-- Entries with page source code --
**********

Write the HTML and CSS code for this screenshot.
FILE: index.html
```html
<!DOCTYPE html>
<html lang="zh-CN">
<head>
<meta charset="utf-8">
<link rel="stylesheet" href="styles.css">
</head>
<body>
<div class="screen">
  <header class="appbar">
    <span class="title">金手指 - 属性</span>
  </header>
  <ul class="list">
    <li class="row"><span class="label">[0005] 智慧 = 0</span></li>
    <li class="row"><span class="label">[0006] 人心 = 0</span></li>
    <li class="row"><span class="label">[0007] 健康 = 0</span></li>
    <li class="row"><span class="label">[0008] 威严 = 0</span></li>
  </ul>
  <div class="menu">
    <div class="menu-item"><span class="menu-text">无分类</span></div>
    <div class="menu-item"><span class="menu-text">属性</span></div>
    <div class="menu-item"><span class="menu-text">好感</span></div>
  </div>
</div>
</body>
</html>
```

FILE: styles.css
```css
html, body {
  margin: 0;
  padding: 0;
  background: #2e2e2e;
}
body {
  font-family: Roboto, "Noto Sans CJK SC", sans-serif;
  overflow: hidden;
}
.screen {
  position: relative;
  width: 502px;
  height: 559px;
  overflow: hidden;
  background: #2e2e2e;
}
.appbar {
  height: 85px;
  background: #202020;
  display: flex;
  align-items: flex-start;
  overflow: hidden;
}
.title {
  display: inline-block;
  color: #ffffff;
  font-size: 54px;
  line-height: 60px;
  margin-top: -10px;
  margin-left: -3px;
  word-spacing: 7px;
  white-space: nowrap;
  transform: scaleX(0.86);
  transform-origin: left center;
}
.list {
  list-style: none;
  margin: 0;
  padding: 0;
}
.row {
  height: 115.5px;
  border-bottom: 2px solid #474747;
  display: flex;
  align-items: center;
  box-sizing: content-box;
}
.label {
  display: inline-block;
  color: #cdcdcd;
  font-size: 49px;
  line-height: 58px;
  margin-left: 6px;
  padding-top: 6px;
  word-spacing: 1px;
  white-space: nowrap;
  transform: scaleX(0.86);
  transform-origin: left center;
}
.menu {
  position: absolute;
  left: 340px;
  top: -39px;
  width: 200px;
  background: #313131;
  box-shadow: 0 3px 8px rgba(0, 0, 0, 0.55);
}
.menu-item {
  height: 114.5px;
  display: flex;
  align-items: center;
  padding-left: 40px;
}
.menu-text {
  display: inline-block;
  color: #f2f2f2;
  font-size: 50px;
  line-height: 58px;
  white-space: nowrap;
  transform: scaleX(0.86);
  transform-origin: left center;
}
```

**********

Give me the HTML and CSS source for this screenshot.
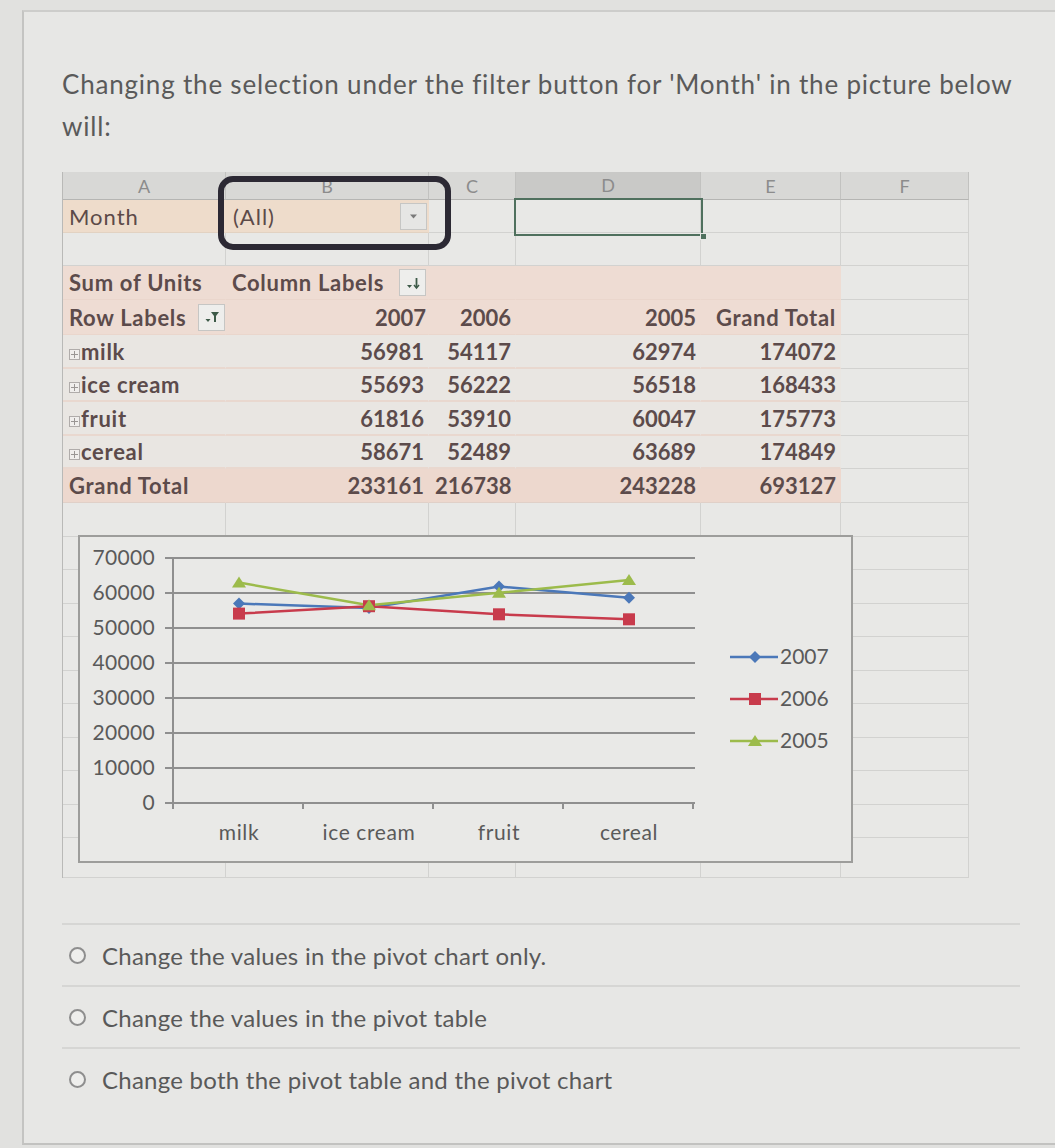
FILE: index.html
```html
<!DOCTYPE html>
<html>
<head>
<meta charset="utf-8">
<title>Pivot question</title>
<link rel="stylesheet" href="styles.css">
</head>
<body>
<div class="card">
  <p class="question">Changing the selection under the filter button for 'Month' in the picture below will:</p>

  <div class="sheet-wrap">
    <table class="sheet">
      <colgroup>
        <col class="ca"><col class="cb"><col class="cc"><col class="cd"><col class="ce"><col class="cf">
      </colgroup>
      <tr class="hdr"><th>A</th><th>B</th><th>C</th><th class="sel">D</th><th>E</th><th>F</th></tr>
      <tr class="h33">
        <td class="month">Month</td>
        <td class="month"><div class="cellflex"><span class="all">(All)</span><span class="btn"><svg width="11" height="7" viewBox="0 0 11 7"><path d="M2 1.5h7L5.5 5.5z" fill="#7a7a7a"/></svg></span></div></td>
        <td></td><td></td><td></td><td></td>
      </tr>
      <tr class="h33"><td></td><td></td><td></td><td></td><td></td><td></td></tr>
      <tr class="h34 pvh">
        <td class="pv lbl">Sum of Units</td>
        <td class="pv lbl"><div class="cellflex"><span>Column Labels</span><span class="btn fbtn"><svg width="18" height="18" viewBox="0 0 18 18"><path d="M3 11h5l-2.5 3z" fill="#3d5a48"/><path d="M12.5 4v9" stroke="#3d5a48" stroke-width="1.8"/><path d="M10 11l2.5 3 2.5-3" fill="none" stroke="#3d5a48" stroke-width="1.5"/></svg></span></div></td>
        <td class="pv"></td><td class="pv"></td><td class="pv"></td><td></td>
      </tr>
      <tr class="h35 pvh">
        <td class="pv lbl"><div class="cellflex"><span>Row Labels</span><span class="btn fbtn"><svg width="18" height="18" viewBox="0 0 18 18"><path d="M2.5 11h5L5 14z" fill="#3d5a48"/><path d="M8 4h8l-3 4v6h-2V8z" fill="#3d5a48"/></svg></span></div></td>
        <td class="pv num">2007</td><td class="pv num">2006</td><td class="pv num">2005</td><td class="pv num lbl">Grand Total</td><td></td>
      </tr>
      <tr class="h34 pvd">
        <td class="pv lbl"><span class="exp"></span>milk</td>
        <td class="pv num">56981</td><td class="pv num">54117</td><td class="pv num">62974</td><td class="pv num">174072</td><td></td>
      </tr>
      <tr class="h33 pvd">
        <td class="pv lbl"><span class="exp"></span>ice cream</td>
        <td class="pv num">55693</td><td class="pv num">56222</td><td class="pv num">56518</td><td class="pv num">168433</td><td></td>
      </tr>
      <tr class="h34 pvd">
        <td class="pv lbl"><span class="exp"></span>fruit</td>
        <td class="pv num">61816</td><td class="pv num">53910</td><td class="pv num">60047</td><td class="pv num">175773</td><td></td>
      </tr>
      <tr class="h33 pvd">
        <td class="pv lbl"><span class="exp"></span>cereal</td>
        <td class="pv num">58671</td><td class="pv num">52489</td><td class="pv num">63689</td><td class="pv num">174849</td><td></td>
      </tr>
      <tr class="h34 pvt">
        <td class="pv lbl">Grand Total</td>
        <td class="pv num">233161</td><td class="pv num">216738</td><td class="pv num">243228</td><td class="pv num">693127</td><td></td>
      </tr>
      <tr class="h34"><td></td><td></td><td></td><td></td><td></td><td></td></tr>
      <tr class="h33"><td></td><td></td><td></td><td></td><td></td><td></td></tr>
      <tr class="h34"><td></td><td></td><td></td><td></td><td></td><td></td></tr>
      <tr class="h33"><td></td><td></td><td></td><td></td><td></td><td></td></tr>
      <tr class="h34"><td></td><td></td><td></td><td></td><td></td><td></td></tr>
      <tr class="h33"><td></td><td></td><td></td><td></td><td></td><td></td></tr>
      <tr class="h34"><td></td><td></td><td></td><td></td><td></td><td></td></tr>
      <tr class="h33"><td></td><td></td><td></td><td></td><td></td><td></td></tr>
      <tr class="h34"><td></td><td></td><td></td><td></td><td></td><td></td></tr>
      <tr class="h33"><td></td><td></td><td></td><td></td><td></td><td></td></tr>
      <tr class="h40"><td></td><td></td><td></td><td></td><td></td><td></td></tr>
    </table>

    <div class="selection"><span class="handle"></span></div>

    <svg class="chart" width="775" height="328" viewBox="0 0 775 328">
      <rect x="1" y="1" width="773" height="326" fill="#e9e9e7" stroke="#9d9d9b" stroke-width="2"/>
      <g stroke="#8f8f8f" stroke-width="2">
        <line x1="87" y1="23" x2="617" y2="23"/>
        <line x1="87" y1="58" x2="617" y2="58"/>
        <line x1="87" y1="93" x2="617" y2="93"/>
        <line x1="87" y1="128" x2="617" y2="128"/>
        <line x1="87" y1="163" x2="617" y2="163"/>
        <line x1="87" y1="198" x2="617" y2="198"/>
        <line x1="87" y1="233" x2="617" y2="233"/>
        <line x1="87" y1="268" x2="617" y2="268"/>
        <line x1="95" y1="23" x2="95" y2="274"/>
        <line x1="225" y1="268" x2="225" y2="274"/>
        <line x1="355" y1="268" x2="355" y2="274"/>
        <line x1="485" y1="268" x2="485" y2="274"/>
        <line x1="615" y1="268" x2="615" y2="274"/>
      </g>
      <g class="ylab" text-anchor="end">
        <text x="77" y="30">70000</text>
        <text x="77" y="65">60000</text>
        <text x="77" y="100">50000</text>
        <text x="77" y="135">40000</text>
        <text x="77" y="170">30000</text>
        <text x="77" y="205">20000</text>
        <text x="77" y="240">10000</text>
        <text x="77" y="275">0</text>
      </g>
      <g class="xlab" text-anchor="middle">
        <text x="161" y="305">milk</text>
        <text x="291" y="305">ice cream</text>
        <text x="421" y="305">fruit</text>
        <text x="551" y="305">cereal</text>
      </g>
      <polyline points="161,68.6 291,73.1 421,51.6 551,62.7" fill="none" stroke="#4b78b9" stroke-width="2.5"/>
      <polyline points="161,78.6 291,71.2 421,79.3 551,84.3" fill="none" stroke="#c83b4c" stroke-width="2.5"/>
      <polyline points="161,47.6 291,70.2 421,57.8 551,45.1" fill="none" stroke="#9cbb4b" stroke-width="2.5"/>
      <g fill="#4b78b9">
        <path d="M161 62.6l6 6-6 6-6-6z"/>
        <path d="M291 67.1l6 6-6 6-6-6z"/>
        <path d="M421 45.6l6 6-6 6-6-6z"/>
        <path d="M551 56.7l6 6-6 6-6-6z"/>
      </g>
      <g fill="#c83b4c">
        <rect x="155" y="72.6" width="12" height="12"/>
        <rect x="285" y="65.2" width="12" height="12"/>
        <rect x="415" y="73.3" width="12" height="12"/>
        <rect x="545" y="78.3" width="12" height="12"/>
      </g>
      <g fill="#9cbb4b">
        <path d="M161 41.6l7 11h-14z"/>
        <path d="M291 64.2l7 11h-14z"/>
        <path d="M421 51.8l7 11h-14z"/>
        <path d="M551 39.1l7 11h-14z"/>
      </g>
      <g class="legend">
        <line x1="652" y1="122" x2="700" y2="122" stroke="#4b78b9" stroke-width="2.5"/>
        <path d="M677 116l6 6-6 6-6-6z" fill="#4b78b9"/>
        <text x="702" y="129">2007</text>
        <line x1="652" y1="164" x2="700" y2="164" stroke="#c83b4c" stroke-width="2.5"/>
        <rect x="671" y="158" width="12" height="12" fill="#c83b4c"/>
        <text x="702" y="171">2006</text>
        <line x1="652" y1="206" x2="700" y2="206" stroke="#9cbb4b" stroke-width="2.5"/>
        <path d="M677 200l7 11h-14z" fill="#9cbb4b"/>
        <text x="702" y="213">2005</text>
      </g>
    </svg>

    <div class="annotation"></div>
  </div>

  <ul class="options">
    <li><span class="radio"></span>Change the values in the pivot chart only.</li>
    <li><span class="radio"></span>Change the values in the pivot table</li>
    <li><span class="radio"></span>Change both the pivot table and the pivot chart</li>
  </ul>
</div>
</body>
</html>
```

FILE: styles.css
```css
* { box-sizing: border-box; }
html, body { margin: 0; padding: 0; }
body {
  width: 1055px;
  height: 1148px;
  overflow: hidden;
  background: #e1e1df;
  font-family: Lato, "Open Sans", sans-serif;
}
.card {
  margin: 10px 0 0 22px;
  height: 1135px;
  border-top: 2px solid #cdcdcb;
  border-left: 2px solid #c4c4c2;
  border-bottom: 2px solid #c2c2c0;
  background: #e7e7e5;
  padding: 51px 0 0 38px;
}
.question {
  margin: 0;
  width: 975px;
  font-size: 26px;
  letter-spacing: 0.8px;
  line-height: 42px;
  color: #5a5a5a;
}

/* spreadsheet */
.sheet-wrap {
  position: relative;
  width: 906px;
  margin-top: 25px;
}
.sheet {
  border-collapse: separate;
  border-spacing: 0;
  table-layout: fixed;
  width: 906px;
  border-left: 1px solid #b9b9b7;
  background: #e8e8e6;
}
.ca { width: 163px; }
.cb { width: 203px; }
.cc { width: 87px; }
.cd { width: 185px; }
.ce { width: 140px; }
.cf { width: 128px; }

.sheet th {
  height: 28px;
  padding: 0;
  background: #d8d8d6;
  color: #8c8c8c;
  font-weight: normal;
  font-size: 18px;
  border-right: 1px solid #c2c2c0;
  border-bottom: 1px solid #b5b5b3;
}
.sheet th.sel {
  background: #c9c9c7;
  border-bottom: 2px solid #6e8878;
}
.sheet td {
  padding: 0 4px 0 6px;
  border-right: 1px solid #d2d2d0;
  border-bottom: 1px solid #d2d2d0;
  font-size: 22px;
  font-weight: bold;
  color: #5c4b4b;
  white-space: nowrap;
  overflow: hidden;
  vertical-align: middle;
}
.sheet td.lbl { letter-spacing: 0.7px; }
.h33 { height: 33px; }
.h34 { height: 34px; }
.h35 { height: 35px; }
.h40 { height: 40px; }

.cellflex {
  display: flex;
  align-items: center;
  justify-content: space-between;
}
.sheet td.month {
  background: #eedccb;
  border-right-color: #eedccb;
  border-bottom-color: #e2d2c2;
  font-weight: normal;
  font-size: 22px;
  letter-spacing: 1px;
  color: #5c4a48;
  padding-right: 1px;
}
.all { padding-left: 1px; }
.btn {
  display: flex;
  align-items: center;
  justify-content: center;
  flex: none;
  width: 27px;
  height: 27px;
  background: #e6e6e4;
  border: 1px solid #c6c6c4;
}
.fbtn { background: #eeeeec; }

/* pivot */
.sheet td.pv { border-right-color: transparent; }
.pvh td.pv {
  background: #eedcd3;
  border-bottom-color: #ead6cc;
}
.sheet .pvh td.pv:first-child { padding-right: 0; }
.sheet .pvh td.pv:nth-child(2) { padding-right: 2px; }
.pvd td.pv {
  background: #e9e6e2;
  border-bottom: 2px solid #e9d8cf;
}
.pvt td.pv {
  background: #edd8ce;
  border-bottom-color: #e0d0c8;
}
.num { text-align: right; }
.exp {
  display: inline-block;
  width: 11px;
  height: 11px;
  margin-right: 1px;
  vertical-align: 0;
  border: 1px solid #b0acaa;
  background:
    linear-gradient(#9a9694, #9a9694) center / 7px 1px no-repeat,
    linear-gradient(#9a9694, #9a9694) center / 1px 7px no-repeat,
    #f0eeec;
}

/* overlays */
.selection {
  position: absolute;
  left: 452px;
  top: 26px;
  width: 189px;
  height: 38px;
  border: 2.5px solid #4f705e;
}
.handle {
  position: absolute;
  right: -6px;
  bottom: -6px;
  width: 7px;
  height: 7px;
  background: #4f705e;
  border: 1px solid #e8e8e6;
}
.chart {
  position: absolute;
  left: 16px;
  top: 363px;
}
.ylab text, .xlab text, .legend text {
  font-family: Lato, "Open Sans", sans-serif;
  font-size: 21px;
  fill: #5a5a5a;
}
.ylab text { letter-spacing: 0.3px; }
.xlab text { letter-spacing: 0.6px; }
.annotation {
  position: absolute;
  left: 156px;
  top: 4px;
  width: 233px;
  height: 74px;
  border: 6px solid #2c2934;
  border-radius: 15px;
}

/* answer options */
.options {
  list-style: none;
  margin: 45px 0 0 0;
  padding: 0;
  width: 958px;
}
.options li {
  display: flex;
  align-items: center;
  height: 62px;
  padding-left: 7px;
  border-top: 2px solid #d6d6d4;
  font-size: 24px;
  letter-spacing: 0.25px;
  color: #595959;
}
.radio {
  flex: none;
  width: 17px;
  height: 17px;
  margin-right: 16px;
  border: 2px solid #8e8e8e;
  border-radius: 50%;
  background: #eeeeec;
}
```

**********

-- TASK REQUIREMENTS --
Take every line from the data above that holds "this" and copy it out.

-- ANSWER FOR THE TASK --
Write the HTML and CSS code for this screenshot.
Give me the HTML and CSS source for this screenshot.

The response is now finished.